The esafety Commission, which is the only one of its kind in the world, says online bullying is often an extension of physical bullying taking place in the schoolyard.

It has removed online content on behalf of more than 4200 children since its launch in 2015. Tilly’s parents said the documentar­y, which detailed bullying stories including that of celebrity Charlotte Dawson, was hard to watch.

Ms Mason said it highlighte­d how hard it is, especially for children who rely on their mobile phones to keep socially connected, to “shut the noise down”.

“They couldn’t escape it,” she said.

Ms Mason described the impact of bullying and Tilly’s death on their family and friends as “like a bomb going off”.

She said their other daughters Maggie, 13, and Molly, 11, have hardly gone to school since their sister’s death.

“I have my poor dad who can’t get out of bed. My mum spends her life crying,” Ms Mason said.

“All of Tilly’s cousins have in one way or another suffered.

“Almost all of them have stopped working, stopped being able to engage in university.”

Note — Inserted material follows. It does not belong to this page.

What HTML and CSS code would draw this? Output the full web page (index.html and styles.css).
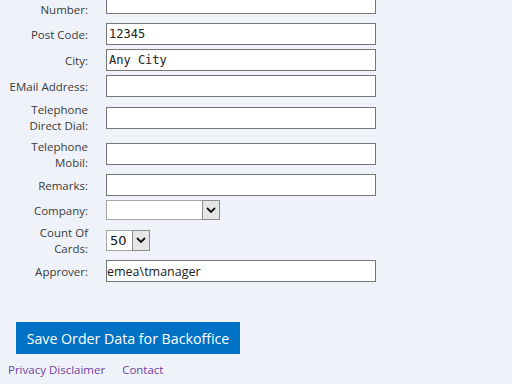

Mr Rosewarne vowed his daughter’s death “would not be in vain” and they would fight until there was change.

Federal Education Minister Jason Clare paid tribute to Tilly’s Mum and Dad for “bravely shining a light on this issue”.

esafety Commission­er Julie Inman Grant said following Tilly’s death the commission has ramped up its efforts to raise awareness of its work with local police forces, educators and mental health organisati­ons so they refer victims to its services.

NSW Minister for Education Sarah Mitchell, who is working with Tilly’s mum on reform, said Ms Mason “continues to be a strong and powerful voice in her advocacy against bullying” and is involved in the state government’s anti-bullying roundtable.

She said the government was introducin­g a Chief Behaviour Adviser “to work across the state and the three school sectors to support schools to tackle complex issues like bullying and social media”.